=== Collected data ===
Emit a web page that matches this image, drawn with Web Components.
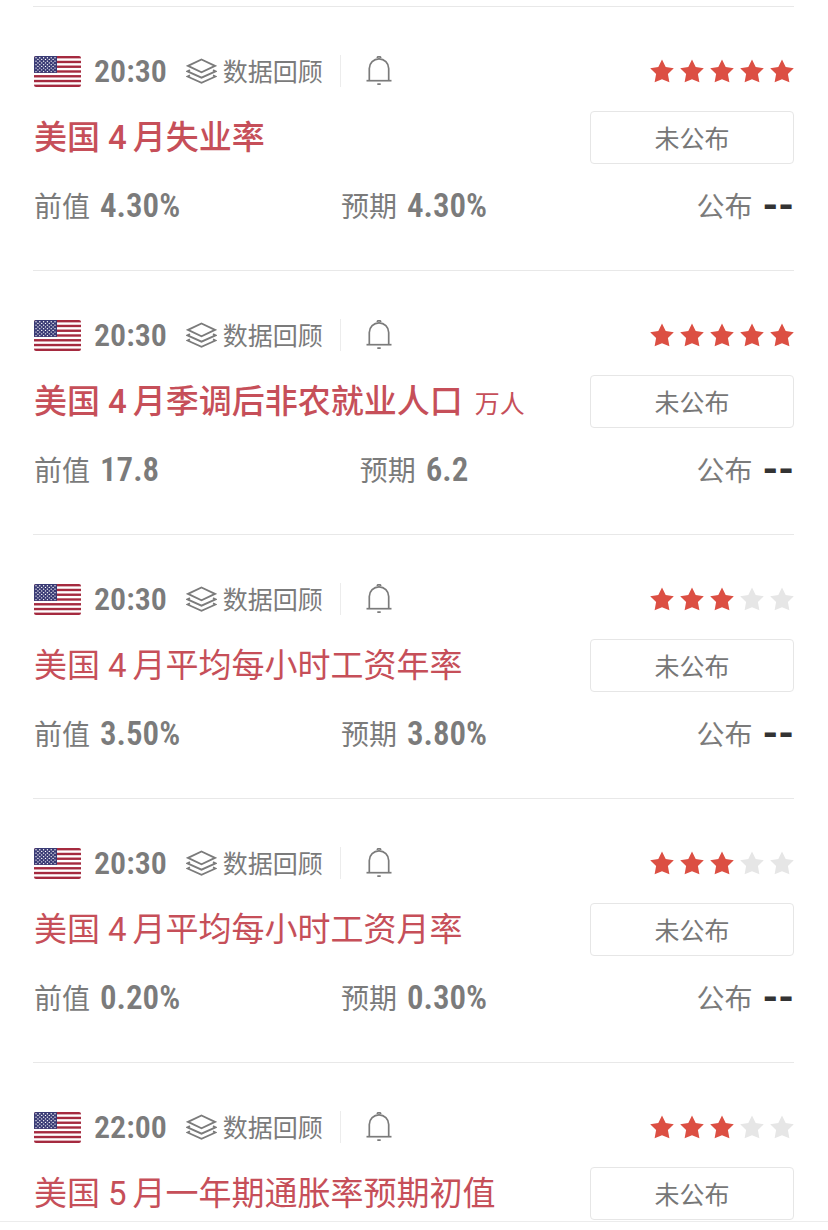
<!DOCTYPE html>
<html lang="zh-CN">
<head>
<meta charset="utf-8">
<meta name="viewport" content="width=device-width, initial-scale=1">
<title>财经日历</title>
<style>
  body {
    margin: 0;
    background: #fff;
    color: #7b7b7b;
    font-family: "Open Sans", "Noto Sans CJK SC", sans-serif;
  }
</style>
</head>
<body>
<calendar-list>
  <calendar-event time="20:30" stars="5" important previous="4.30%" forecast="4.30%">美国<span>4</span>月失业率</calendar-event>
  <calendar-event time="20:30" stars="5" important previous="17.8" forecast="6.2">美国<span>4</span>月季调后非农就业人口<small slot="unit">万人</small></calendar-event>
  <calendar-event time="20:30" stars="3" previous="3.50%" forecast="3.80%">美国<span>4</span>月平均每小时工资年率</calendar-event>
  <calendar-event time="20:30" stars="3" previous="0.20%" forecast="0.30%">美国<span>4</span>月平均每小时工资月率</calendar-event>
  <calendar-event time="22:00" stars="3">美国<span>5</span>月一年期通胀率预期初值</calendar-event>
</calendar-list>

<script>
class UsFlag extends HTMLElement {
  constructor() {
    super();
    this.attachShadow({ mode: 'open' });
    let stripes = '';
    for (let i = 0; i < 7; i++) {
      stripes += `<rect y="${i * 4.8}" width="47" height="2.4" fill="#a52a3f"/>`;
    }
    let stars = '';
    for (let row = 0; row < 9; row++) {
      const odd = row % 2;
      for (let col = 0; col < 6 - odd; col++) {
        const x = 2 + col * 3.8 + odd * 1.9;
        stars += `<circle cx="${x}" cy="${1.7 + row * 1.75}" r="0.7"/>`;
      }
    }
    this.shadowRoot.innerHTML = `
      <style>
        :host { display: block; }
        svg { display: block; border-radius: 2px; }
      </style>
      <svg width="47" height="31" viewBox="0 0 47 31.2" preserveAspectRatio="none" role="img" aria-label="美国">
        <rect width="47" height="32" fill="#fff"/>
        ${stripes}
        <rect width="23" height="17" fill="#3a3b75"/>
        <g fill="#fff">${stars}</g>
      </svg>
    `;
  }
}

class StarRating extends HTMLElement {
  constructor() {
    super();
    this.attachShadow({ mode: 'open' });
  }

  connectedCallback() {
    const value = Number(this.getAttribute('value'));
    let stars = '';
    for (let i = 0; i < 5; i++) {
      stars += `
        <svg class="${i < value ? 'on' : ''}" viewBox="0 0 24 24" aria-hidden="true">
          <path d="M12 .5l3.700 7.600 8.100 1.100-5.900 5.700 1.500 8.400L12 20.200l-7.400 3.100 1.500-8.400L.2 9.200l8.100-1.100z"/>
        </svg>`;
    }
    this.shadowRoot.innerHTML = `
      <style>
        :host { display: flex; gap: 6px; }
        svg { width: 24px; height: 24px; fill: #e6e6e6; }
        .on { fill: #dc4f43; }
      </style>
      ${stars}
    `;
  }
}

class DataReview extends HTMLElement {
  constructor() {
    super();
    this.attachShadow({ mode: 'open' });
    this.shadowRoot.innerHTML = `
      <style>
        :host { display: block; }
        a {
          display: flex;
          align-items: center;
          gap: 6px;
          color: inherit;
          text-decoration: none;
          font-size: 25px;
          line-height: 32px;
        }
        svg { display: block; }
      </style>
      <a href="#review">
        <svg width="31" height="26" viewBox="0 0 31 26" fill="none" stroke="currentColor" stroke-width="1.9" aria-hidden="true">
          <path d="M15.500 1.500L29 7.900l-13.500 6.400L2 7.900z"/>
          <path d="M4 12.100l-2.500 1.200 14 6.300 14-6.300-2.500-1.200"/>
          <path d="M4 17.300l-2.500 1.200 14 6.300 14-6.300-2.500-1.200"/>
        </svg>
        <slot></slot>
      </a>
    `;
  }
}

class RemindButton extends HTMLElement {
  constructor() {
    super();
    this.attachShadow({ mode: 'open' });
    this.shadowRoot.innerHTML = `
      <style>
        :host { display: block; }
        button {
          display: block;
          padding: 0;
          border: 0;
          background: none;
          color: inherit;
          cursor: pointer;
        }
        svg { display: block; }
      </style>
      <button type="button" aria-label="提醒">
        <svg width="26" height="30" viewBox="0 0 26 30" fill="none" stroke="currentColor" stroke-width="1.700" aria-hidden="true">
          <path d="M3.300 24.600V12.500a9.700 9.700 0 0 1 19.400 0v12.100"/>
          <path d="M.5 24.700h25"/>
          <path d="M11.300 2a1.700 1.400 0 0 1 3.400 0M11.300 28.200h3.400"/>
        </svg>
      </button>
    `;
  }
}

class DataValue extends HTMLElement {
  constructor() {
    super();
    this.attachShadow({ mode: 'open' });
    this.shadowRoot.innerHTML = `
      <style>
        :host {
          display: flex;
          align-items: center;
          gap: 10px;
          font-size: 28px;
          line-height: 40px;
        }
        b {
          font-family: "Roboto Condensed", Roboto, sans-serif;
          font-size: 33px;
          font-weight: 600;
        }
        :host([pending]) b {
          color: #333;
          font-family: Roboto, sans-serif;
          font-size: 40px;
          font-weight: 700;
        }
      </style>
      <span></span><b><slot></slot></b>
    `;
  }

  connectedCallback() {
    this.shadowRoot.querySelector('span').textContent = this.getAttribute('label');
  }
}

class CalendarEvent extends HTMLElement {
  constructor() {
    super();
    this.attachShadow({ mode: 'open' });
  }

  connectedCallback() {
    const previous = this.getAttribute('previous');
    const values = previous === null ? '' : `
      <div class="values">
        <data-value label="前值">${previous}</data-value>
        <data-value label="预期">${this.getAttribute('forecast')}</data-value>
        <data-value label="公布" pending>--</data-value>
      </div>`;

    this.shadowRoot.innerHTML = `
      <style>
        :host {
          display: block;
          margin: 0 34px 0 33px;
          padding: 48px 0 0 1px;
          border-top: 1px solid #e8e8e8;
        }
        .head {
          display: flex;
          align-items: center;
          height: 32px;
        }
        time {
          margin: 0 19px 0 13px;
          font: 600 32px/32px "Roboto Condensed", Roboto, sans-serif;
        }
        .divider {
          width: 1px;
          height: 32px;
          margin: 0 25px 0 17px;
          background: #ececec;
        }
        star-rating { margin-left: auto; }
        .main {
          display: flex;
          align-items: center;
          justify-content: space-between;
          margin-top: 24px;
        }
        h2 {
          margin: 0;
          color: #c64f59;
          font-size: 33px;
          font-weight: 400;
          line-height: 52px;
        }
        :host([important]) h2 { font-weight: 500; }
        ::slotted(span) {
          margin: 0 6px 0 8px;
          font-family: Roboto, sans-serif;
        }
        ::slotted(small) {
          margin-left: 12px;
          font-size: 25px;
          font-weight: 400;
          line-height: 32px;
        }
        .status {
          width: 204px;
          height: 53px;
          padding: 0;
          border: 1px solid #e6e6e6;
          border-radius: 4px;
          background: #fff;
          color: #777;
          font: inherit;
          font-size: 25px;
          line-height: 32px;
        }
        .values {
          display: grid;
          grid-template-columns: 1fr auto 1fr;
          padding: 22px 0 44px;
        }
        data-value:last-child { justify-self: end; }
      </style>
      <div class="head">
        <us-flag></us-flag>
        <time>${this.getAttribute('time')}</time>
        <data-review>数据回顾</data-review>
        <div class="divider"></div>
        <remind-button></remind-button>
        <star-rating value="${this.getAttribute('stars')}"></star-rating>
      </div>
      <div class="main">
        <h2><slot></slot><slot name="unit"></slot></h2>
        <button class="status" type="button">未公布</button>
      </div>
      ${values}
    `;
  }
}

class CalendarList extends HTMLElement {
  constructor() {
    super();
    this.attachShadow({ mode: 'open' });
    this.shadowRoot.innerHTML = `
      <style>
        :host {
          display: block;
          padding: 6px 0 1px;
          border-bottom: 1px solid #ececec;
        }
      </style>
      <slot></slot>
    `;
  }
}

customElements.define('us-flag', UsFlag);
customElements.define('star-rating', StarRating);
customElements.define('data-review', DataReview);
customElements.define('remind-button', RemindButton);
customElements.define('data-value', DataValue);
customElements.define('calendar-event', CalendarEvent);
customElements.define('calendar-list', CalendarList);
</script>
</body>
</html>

=== Task goal ===
Return nothing but the lines running from the start of the data to the line with "</calendar-list>", please, both ends included and no pictures.

=== Correct response ===
Emit a web page that matches this image, drawn with Web Components.
<!DOCTYPE html>
<html lang="zh-CN">
<head>
<meta charset="utf-8">
<meta name="viewport" content="width=device-width, initial-scale=1">
<title>财经日历</title>
<style>
  body {
    margin: 0;
    background: #fff;
    color: #7b7b7b;
    font-family: "Open Sans", "Noto Sans CJK SC", sans-serif;
  }
</style>
</head>
<body>
<calendar-list>
  <calendar-event time="20:30" stars="5" important previous="4.30%" forecast="4.30%">美国<span>4</span>月失业率</calendar-event>
  <calendar-event time="20:30" stars="5" important previous="17.8" forecast="6.2">美国<span>4</span>月季调后非农就业人口<small slot="unit">万人</small></calendar-event>
  <calendar-event time="20:30" stars="3" previous="3.50%" forecast="3.80%">美国<span>4</span>月平均每小时工资年率</calendar-event>
  <calendar-event time="20:30" stars="3" previous="0.20%" forecast="0.30%">美国<span>4</span>月平均每小时工资月率</calendar-event>
  <calendar-event time="22:00" stars="3">美国<span>5</span>月一年期通胀率预期初值</calendar-event>
</calendar-list>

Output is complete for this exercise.